Aim of the exercise: Check every line below for the word "React" and show those that hold it.

Entries taken from a collection:
::::
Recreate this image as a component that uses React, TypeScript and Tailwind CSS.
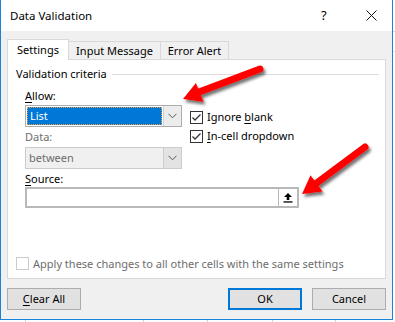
import React from "react";

const font = { fontFamily: '"Noto Sans", "Liberation Sans", sans-serif' };

const Check: React.FC<{ checked?: boolean; disabled?: boolean }> = ({ checked, disabled }) => (
  <span
    className={`inline-flex w-[13px] h-[13px] items-center justify-center border bg-white ${
      disabled ? "border-[#cccccc]" : "border-[#333333]"
    }`}
  >
    {checked && (
      <svg width="11" height="11" viewBox="0 0 11 11">
        <path d="M1.5 5.5 L4 8 L9.5 2.5" fill="none" stroke="#333" strokeWidth="1.3" />
      </svg>
    )}
  </span>
);

const Chevron: React.FC = () => (
  <svg width="9" height="6" viewBox="0 0 9 6">
    <path d="M0.5 0.8 L4.5 4.8 L8.5 0.8" fill="none" stroke="#555" strokeWidth="1" />
  </svg>
);

const Arrows: React.FC = () => (
  <svg className="absolute inset-0 pointer-events-none" width="395" height="322" viewBox="0 0 395 322">
    <defs>
      <filter id="sh" x="-20%" y="-20%" width="140%" height="140%">
        <feDropShadow dx="2" dy="3" stdDeviation="1.6" floodColor="#000" floodOpacity="0.55" />
      </filter>
    </defs>
    <g filter="url(#sh)">
      <line x1="199" y1="92" x2="260" y2="69" stroke="#ff0000" strokeWidth="7" strokeLinecap="round" />
      <polygon points="183,99 203.5,101.8 195.9,83" fill="#ff0000" />
    </g>
    <g filter="url(#sh)">
      <line x1="316" y1="183.5" x2="365" y2="147" stroke="#ff0000" strokeWidth="7" strokeLinecap="round" />
      <polygon points="302,194 322.5,191.5 310.5,175.2" fill="#ff0000" />
    </g>
  </svg>
);

export default function App() {
  return (
    <div className="relative w-[395px] h-[322px] bg-white overflow-hidden text-[11px] text-black" style={font}>
      <div className="flex h-[320px]">
        {/* dialog */}
        <div className="w-[393px] h-[320px] flex flex-col border-l border-r border-b border-[#1883d7]">
          {/* title bar */}
          <div className="h-[31px] bg-white flex items-center pl-[9px] shrink-0 text-[11.5px]">
            <span className="flex-1">Data Validation</span>
            <span className="w-[10px] text-[13px] mr-[35px]">?</span>
            <svg width="11" height="11" viewBox="0 0 11 11" className="mr-[15px]">
              <path d="M0.5 0.5 L10.5 10.5 M10.5 0.5 L0.5 10.5" stroke="#111" strokeWidth="1" />
            </svg>
          </div>

          {/* body */}
          <div className="flex-1 bg-[#f0f0f0] flex flex-col px-[6px] pt-[8px]">
            {/* tabs */}
            <div className="flex items-end h-[21px] relative z-10">
              <div className="h-[21px] w-[62px] bg-white border border-b-0 border-[#d9d9d9] flex items-center justify-center">
                Settings
              </div>
              <div className="h-[19px] w-[92px] border-t border-r border-[#d9d9d9] flex items-center justify-center">
                Input Message
              </div>
              <div className="h-[19px] w-[68px] border-t border-r border-[#d9d9d9] flex items-center justify-center">
                Error Alert
              </div>
            </div>

            {/* panel */}
            <div className="h-[220px] w-[379px] bg-white border border-[#d9d9d9] -mt-px flex flex-col pl-[8px] pr-[6px]">
              <div className="flex items-center gap-[5px] mt-[6px] h-[17px]">
                <span>Validation criteria</span>
                <div className="flex-1 h-px bg-[#dcdcdc]" />
              </div>

              <div className="flex pl-[9px] mt-[4px]">
                <div className="w-[157px] flex flex-col">
                  <div className="h-[17px] leading-[17px]">
                    <span className="underline underline-offset-2">A</span>llow:
                  </div>
                  <div className="h-[22px] mt-[1px] border border-[#adadad] bg-white flex">
                    <div className="flex-1 m-px border border-dotted border-[#e6a040] bg-[#0078d7] text-white flex items-center pl-[2px]">
                      List
                    </div>
                    <div className="w-[18px] bg-[#ececec] border-l border-[#d0d0d0] flex items-center justify-center">
                      <Chevron />
                    </div>
                  </div>
                  <div className="h-[17px] leading-[17px] mt-[1px] text-[#6d6d6d]">Data:</div>
                  <div className="h-[22px] mt-[2px] border border-[#cccccc] bg-[#f0f0f0] flex">
                    <div className="flex-1 text-[#6d6d6d] flex items-center pl-[3px]">between</div>
                    <div className="w-[18px] bg-[#e3e3e3] border-l border-[#cccccc] flex items-center justify-center">
                      <Chevron />
                    </div>
                  </div>
                </div>
                <div className="flex flex-col ml-[8px] mt-[23px] gap-[5px]">
                  <div className="flex items-center gap-[4px] h-[14px]">
                    <Check checked />
                    <span>
                      Ignore <span className="underline underline-offset-2">b</span>lank
                    </span>
                  </div>
                  <div className="flex items-center gap-[4px] h-[14px]">
                    <Check checked />
                    <span>
                      <span className="underline underline-offset-2">I</span>n-cell dropdown
                    </span>
                  </div>
                </div>
              </div>

              <div className="pl-[9px] mt-[1px]">
                <div className="h-[17px] leading-[17px]">
                  <span className="underline underline-offset-2">S</span>ource:
                </div>
                <div className="w-[274px] h-[21px] border-2 border-[#b9b9b9] bg-white flex justify-end">
                  <div className="w-[19px] h-[17px] border-l border-[#b9b9b9] bg-white flex items-center justify-center">
                    <svg width="10" height="11" viewBox="0 0 10 11">
                      <path d="M5 1 L9 5 L6.3 5 L6.3 8 L3.7 8 L3.7 5 L1 5 Z" fill="#000" />
                      <rect x="0.5" y="9.3" width="9" height="1.3" fill="#000" />
                    </svg>
                  </div>
                </div>
              </div>

              <div className="flex-1" />
              <div className="flex items-center gap-[4px] mb-[6px] text-[#6d6d6d]">
                <Check disabled />
                <span>Apply these changes to all other cells with the same settings</span>
              </div>
            </div>

            {/* buttons */}
            <div className="flex mt-[9px]">
              <button className="w-[74px] h-[22px] bg-[#e1e1e1] border border-[#adadad]">
                <span className="underline underline-offset-2">C</span>lear All
              </button>
              <div className="flex-1" />
              <button className="w-[74px] h-[22px] bg-[#e1e1e1] border-2 border-[#0078d7]">OK</button>
              <button className="w-[74px] h-[22px] ml-[10px] bg-[#e1e1e1] border border-[#adadad]">Cancel</button>
            </div>
          </div>
        </div>
        {/* sheet behind, right */}
        <div className="flex-1 flex flex-col">
          <div className="h-[32px] border-b border-[#d4d4d4]" />
          <div className="h-[20px] border-b border-[#e2e2e2]" />
        </div>
      </div>
      {/* sheet behind, bottom */}
      <div className="flex h-[2px]">
        <div className="w-[25px]" />
        <div className="w-[118px] border-l border-[#d4d4d4]" />
        <div className="w-[64px] border-l border-[#d4d4d4]" />
        <div className="w-[65px] border-l border-[#d4d4d4]" />
        <div className="w-[63px] border-l border-[#d4d4d4]" />
        <div className="flex-1 border-l border-[#d4d4d4]" />
      </div>

      <Arrows />
    </div>
  );
}
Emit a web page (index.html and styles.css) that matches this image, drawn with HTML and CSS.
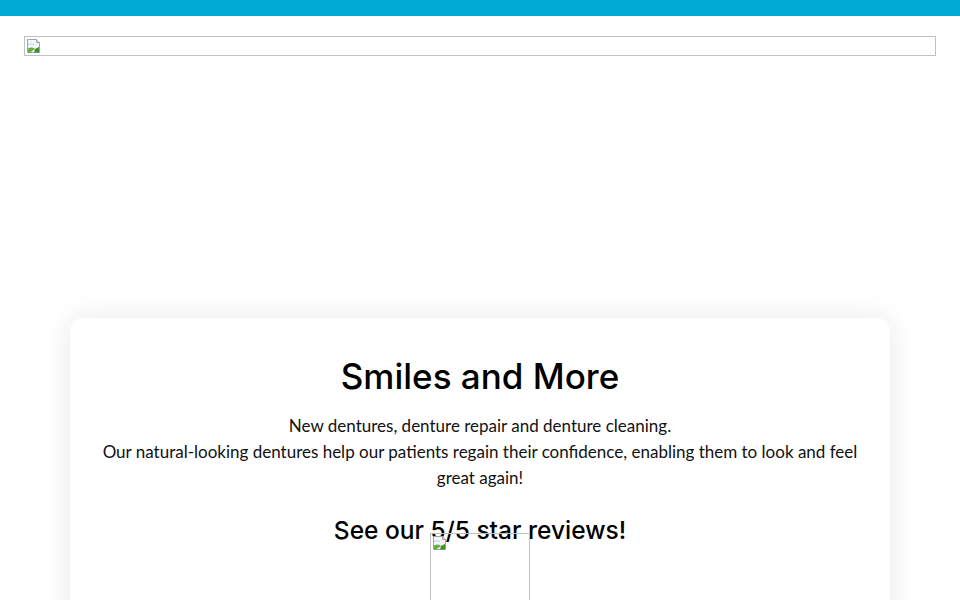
::::
Response for this exercise:
Recreate this image as a component that uses React, TypeScript and Tailwind CSS.
import React from "react";
const Check: React.FC<{ checked?: boolean; disabled?: boolean }> = ({ checked, disabled }) => (
const Chevron: React.FC = () => (
const Arrows: React.FC = () => (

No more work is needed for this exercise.